Il tema del perdono è ricorrente nel libro e Letizia Ferroni lo riporta nel racconto dell’autrice, che parla del pensiero verso la famiglia degli assassini del marito: qualcosa di difficile da comprendere nell’immediatezza dell’evento tragico. Racconta anche di quella che per tanti anni è stata una sua fantasia, riuscire a infiltrarsi tra i terroristi, quasi per farsi giustizia da sola, “ma oggi me ne vergogno” dice, prima di sottolineare come “La crepa e la luce”, sia un libro di dolore, per dare un messaggio di speranza e dire a tutti che si può amare la vita, nonostante un dolore così forte e credere negli altri. “Mi hanno aiutato tante persone in questi anni, che ringrazio, perché non mi hanno mai fatto sentire sola. Condividere è una grande cosa, ed io condivido con voi il mio cammino di fede e perdono” ha detto Gemma Calabresi tra gli applausi degli intervenuti.

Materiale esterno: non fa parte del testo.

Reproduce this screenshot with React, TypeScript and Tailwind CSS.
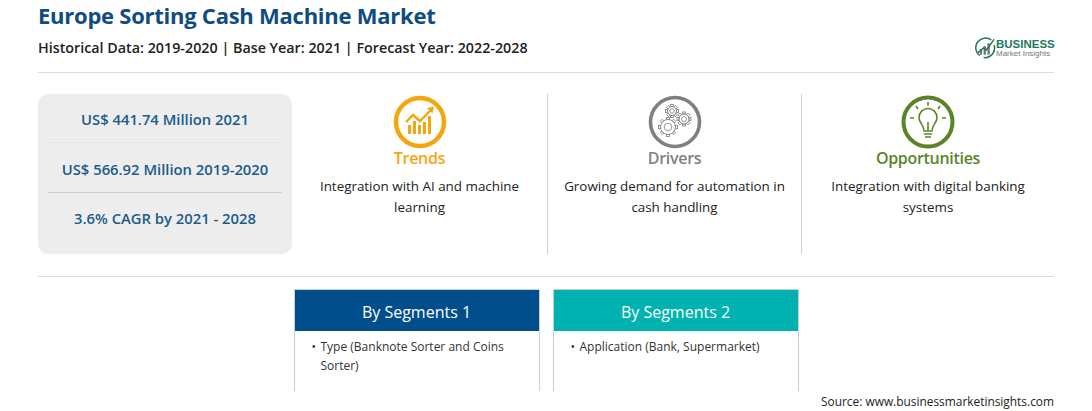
const font = "[font-family:'Open_Sans',sans-serif]"

function Logo() {
  return (
    <div className="flex items-center w-[80px] h-[26px]">
      <svg width="21" height="24" viewBox="0 0 22 24" className="shrink-0">
        <path d="M5 20 A10 10 0 0 1 17 3.5" fill="none" stroke="#1d7a5f" strokeWidth="1.6" />
        <path d="M20 9 A10 10 0 0 1 9 22" fill="none" stroke="#1d7a5f" strokeWidth="1.6" />
        <rect x="5" y="13" width="2.5" height="6" fill="#777" />
        <rect x="9" y="10" width="2.5" height="9" fill="#777" />
        <rect x="13" y="7" width="2.5" height="12" fill="#777" />
        <path d="M3 17 L9 12 L12 14 L20 3" fill="none" stroke="#1d7a5f" strokeWidth="1.6" />
      </svg>
      <div className="flex flex-col">
        <span className="text-[11.5px] leading-[10px] font-bold text-[#1d7a5f] font-['Liberation_Sans',sans-serif]">BUSINESS</span>
        <span className="text-[8px] leading-[9px] text-[#777] font-['Liberation_Sans',sans-serif]">Market Insights</span>
      </div>
    </div>
  )
}

function TrendsIcon() {
  return (
    <svg width="54" height="54" viewBox="0 0 54 54">
      <circle cx="27" cy="27" r="24" fill="none" stroke="#f5a60f" strokeWidth="4.5" />
      <path d="M13 27 L20 20 L27 26 L38 15" fill="none" stroke="#f5a60f" strokeWidth="2.4" />
      <path d="M34 13 L41 11.5 L39.5 18.5 Z" fill="#f5a60f" />
      <rect x="15" y="30" width="3" height="9" fill="#f5a60f" />
      <rect x="20" y="26" width="3" height="13" fill="#f5a60f" />
      <rect x="25" y="30" width="3" height="9" fill="#f5a60f" />
      <rect x="30" y="27" width="3" height="12" fill="#f5a60f" />
      <rect x="35" y="21" width="3" height="18" fill="#f5a60f" />
    </svg>
  )
}

function Gear({ x, y, r }: { x: number; y: number; r: number }) {
  const teeth = [0, 45, 90, 135, 180, 225, 270, 315]
  return (
    <g fill="none" stroke="#8a8a8a" strokeWidth="0.9">
      <circle cx={x} cy={y} r={r} />
      <circle cx={x} cy={y} r={r * 0.5} />
      {teeth.map((a) => (
        <rect key={a} x={x - 1.5} y={y - r - 2} width="3" height="2" transform={`rotate(${a} ${x} ${y})`} />
      ))}
    </g>
  )
}

function DriversIcon() {
  return (
    <svg width="54" height="54" viewBox="0 0 54 54">
      <circle cx="27" cy="27" r="24.5" fill="none" stroke="#808080" strokeWidth="3.6" />
      <Gear x={24} y={16} r={4.5} />
      <Gear x={36} y={24} r={5} />
      <Gear x={20} y={32} r={7.5} />
    </svg>
  )
}

function OpportunitiesIcon() {
  return (
    <svg width="54" height="54" viewBox="0 0 54 54" fill="none" stroke="#5a8527">
      <circle cx="27" cy="27" r="24.5" strokeWidth="4" />
      <path d="M23 36 C23 30 18 28 18 22.5 A9 9 0 0 1 36 22.5 C36 28 31 30 31 36 Z" strokeWidth="1.6" />
      <path d="M23 39 H31 M24 42 H30 M27 36 V27" strokeWidth="1.6" />
      <path d="M27 7 V10.5 M15 11 L17 14 M39 11 L37 14 M9 23 H13 M41 23 H45" strokeWidth="1.6" />
    </svg>
  )
}

function Feature({ icon, title, color, text, className }: { icon: React.ReactNode; title: string; color: string; text: string; className?: string }) {
  return (
    <div className={`flex flex-col items-center ${className}`}>
      <div className="mt-[1px] h-[54px]">{icon}</div>
      <div className={`text-[16px] leading-[20px] font-semibold -mt-[1px] tracking-[-0.3px] ${color}`}>{title}</div>
      <div className="mt-[8px] w-[232px] text-center text-[13.4px] leading-[21px] text-[#222]">{text}</div>
    </div>
  )
}

function Segment({ title, color, lines }: { title: string; color: string; lines: string }) {
  return (
    <div className="w-[246px] h-[102px] border-x border-t border-[#c5d0da]">
      <div className={`h-[41px] pt-[2px] flex items-center justify-center text-white text-[16px] ${color}`}>{title}</div>
      <div className="pl-[17px] pr-[24px] pt-[6px] flex text-[12px] leading-[19px] text-[#333]">
        <span className="w-[9px] shrink-0">•</span>
        <span>{lines}</span>
      </div>
    </div>
  )
}

export default function App() {
  return (
    <div className={`w-[1092px] h-[411px] overflow-hidden bg-white px-[38px] ${font}`}>
      <div className="flex justify-between h-[73px] border-b border-[#dcdcdc]">
        <div>
          <h1 className="text-[22px] leading-[30px] font-bold text-[#0f4c81] tracking-[-0.25px]">Europe Sorting Cash Machine Market</h1>
          <p className="mt-[8px] text-[14.3px] leading-[20px] font-semibold text-[#222]">Historical Data: 2019-2020 | Base Year: 2021 | Forecast Year: 2022-2028</p>
        </div>
        <div className="mt-[35px] -mr-px"><Logo /></div>
      </div>

      <div className="flex mt-[21px] h-[160px]">
        <div className="w-[254px] bg-[#eeedee] rounded-[10px] px-[10px] pt-[5px] text-center text-[14.8px] font-semibold text-[#1a5c8a]">
          <div className="h-[44px] leading-[40px] border-b border-[#e6e5e6]">US$ 441.74 Million 2021</div>
          <div className="h-[50px] leading-[52px] border-b border-[#cfcfcf]">US$ 566.92 Million 2019-2020</div>
          <div className="h-[50px] leading-[50px]">3.6% CAGR by 2021 - 2028</div>
        </div>
        <Feature icon={<TrendsIcon />} title="Trends" color="text-[#f5a60f]" text="Integration with AI and machine learning" className="w-[256px] border-r border-[#d0d0d0]" />
        <Feature icon={<DriversIcon />} title="Drivers" color="text-[#808080]" text="Growing demand for automation in cash handling" className="w-[254px] border-r border-[#d0d0d0]" />
        <Feature icon={<OpportunitiesIcon />} title="Opportunities" color="text-[#5a8527]" text="Integration with digital banking systems" className="w-[252px]" />
      </div>

      <div className="mt-[22px] border-t border-[#dcdcdc] pt-[12px] flex justify-center gap-[13px]">
        <Segment title="By Segments 1" color="bg-[#004f8c]" lines="Type (Banknote Sorter and Coins Sorter)" />
        <Segment title="By Segments 2" color="bg-[#00b3b0]" lines="Application (Bank, Supermarket)" />
      </div>

      <div className="text-right text-[11.9px] leading-[16px] text-[#222] mt-[2px]">Source: www.businessmarketinsights.com</div>
    </div>
  )
}
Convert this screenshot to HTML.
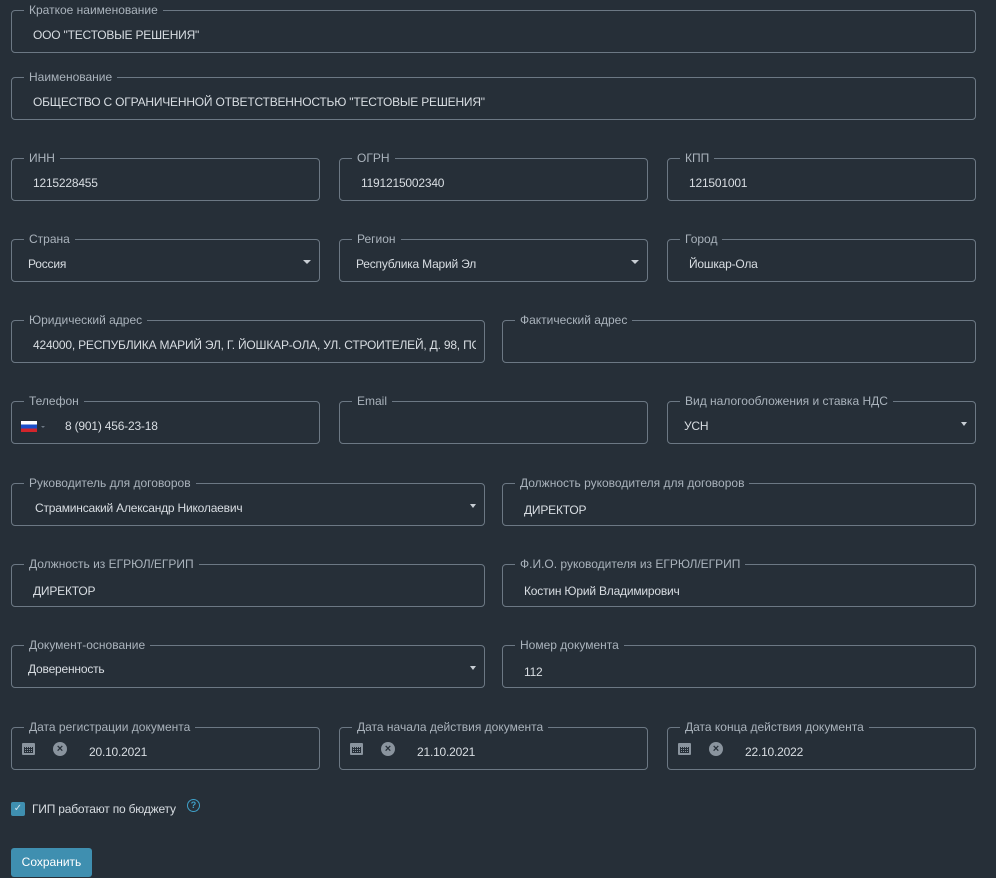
<!DOCTYPE html>
<html><head><meta charset="utf-8"><style>
body{margin:0;width:996px;height:878px;background:#262f38;font-family:"Liberation Sans",sans-serif;overflow:hidden;position:relative}
.f{position:absolute;border:1px solid #6c7884;border-radius:4px;box-sizing:border-box;height:43px}
.f .l{position:absolute;top:-8px;left:12px;padding:0 5px;background:#262f38;color:#aab3bc;font-size:12px;line-height:14px}
.f .v{position:absolute;top:17px;left:21px;color:#d8dde2;font-size:12px;letter-spacing:-0.2px;white-space:nowrap;overflow:hidden;right:8px}
.f .a{position:absolute;right:8px;top:20px;width:0;height:0;border-left:4px solid transparent;border-right:4px solid transparent;border-top:4px solid #c8ced4}
.cal{position:absolute;left:10px;top:15px;width:13px;height:12px;background:#8a949e;border-radius:1px}
.cal:after{content:"";position:absolute;left:2px;top:4px;width:9px;height:6px;background:repeating-linear-gradient(90deg,#262f38 0 1px,transparent 1px 2px),repeating-linear-gradient(0deg,#262f38 0 1px,transparent 1px 2px)}
.x{position:absolute;left:41px;top:14px;width:14px;height:14px;border-radius:50%;background:#8a949e;color:#262f38;font-size:11px;line-height:14px;text-align:center;font-weight:bold}
</style></head><body>
<div class="f" style="left:11px;top:10px;width:965px"><span class="l">Краткое наименование</span><span class="v">ООО "ТЕСТОВЫЕ РЕШЕНИЯ"</span></div>
<div class="f" style="left:11px;top:77px;width:965px"><span class="l">Наименование</span><span class="v">ОБЩЕСТВО С ОГРАНИЧЕННОЙ ОТВЕТСТВЕННОСТЬЮ "ТЕСТОВЫЕ РЕШЕНИЯ"</span></div>

<div class="f" style="left:11px;top:158px;width:309px"><span class="l">ИНН</span><span class="v">1215228455</span></div>
<div class="f" style="left:339px;top:158px;width:309px"><span class="l">ОГРН</span><span class="v">1191215002340</span></div>
<div class="f" style="left:667px;top:158px;width:309px"><span class="l">КПП</span><span class="v">121501001</span></div>

<div class="f" style="left:11px;top:239px;width:309px"><span class="l">Страна</span><span class="v" style="left:16px">Россия</span><span class="a"></span></div>
<div class="f" style="left:339px;top:239px;width:309px"><span class="l">Регион</span><span class="v" style="left:16px">Республика Марий Эл</span><span class="a"></span></div>
<div class="f" style="left:667px;top:239px;width:309px"><span class="l">Город</span><span class="v">Йошкар-Ола</span></div>

<div class="f" style="left:11px;top:320px;width:474px"><span class="l">Юридический адрес</span><span class="v">424000, РЕСПУБЛИКА МАРИЙ ЭЛ, Г. ЙОШКАР-ОЛА, УЛ. СТРОИТЕЛЕЙ, Д. 98, ПОМ</span></div>
<div class="f" style="left:502px;top:320px;width:474px"><span class="l">Фактический адрес</span></div>

<div class="f" style="left:11px;top:401px;width:309px"><span class="l">Телефон</span>
<span style="position:absolute;left:9px;top:19px;width:16px;height:11px;background:linear-gradient(#fff 0 33%,#1c4fc9 33% 66%,#d3252b 66%)"></span>
<span style="position:absolute;left:29px;top:24px;border-left:2px solid transparent;border-right:2px solid transparent;border-top:2px solid #6c7884"></span>
<span class="v" style="left:53px">8 (901) 456-23-18</span></div>
<div class="f" style="left:339px;top:401px;width:309px"><span class="l">Email</span></div>
<div class="f" style="left:667px;top:401px;width:309px"><span class="l">Вид налогообложения и ставка НДС</span><span class="v" style="left:16px">УСН</span><span class="a" style="border-width:3px;border-top-width:4px"></span></div>

<div class="f" style="left:11px;top:483px;width:474px"><span class="l">Руководитель для договоров</span><span class="v" style="left:23px">Страминсакий Александр Николаевич</span><span class="a" style="border-width:3px;border-top-width:4px"></span></div>
<div class="f" style="left:502px;top:483px;width:474px"><span class="l">Должность руководителя для договоров</span><span class="v" style="top:19px">ДИРЕКТОР</span></div>

<div class="f" style="left:11px;top:564px;width:474px"><span class="l">Должность из ЕГРЮЛ/ЕГРИП</span><span class="v" style="top:19px">ДИРЕКТОР</span></div>
<div class="f" style="left:502px;top:564px;width:474px"><span class="l">Ф.И.О. руководителя из ЕГРЮЛ/ЕГРИП</span><span class="v" style="top:19px">Костин Юрий Владимирович</span></div>

<div class="f" style="left:11px;top:645px;width:474px"><span class="l">Документ-основание</span><span class="v" style="left:16px;top:16px">Доверенность</span><span class="a" style="border-width:3px;border-top-width:4px"></span></div>
<div class="f" style="left:502px;top:645px;width:474px"><span class="l">Номер документа</span><span class="v" style="top:19px">112</span></div>

<div class="f" style="left:11px;top:727px;width:309px"><span class="l">Дата регистрации документа</span><span class="cal"></span><span class="x">×</span><span class="v" style="left:77px">20.10.2021</span></div>
<div class="f" style="left:339px;top:727px;width:309px"><span class="l">Дата начала действия документа</span><span class="cal"></span><span class="x">×</span><span class="v" style="left:77px">21.10.2021</span></div>
<div class="f" style="left:667px;top:727px;width:309px"><span class="l">Дата конца действия документа</span><span class="cal"></span><span class="x">×</span><span class="v" style="left:77px">22.10.2022</span></div>

<div style="position:absolute;left:11px;top:802px;width:14px;height:14px;background:#3f8fb0;border-radius:2px;color:#cfe3ec;font-size:10px;line-height:14px;text-align:center">✓</div>
<div style="position:absolute;left:32px;top:802px;color:#d8dde2;font-size:12px;letter-spacing:-0.2px">ГИП работают по бюджету</div>
<div style="position:absolute;left:187px;top:799px;width:11px;height:11px;border:1px solid #3fa0c8;border-radius:50%;color:#3fa0c8;font-size:9px;line-height:11px;text-align:center;font-weight:bold">?</div>

<div style="position:absolute;left:11px;top:848px;width:81px;height:29px;background:#3f8fb0;border-radius:3px;color:#fff;font-size:12px;line-height:29px;text-align:center">Сохранить</div>
</body></html>
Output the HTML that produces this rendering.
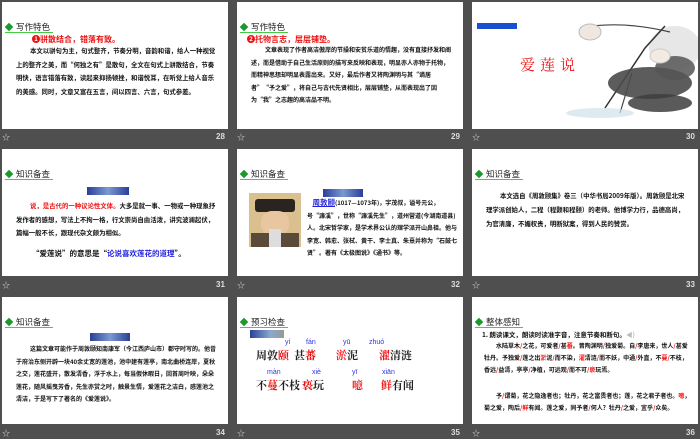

Dopo la morte del marito comincia a insegnare religione nelle scuole elementari, ed è anche da quella esperienza che si rafforza l’idea del perdono, perché dopo la morte, “non si è giudicati per il male, ma per le cose buone”. Ed allora, anche gli assassini del marito, diventano padri di famiglia, responsabili dell’uccisione e non più chiamati assassini, ridando loro con ciò, la dignità di persona, perchè:“Ci sono voluti 50 anni e tanti pianti, ma ci sono arrivata, prego per la pace nel cuore per i responsabili dell’uccisione”. Un percorso interiore che rappresenta l’opposto rispetto a quello che facevano allora i terroristi, perché la bugia detta tante volte, poi rischia di diventare verità. Poi un messaggio rivolto ai giovani presenti: “Non accettate il leader che grida più forte, non siate gregge, informatevi”.
Nel corso della chiacchierata, emerge anche quel diario, nel quale annotava l’attività del marito, quasi una sfida per dimostrargli quanto tempo dedicava al lavoro, ma che negli anni è diventato importante, sia per il figlio Mario, ex direttore di Repubblica e La Stampa, a Crema qualche anno fa in occasione della presentazione del libro “La mattina dopo”, ma anche nel processo, definito come un calvario.
Anni difficili quelli del terrorismo, con uno Stato inizialmente assente, ma che poi con la medaglia d’oro al valore civile voluta dal presidente Ciampi, quale riconoscimento dell’onestà del marito e la successiva istituzione della Giornata della memoria delle vittime del terrorismo, voluta dal presidente Napolitano, restituisce la memoria storica, con un cerchio che si chiude il giorno dalla stretta di mano al Quirinale, con la vedova di Giuseppe Pinelli. “Mi sono dedicata ai bambini, per educati non all’odio e al rancore, ma al bello della vita”, conclude Gemma Calabresi Milite, per la quale però, un conto è scegliere di perdonare, un altro la ricerca della giustizia, attraverso l’azione della magistratura, che ne ha motivato la costituzione della famiglia come parte civile al processo.
Una bella serata ed una grande testimonianza di vita e di senso delle Istituzioni, quella organizzata dalla Consulta dei Giovani, con il presidente Andrea Pilenga, che parla di consolidamento e rinnovamento dell’attività del gruppo, attraverso la programmazione di pochi appuntamenti, ma significativi, come quello di ieri sera.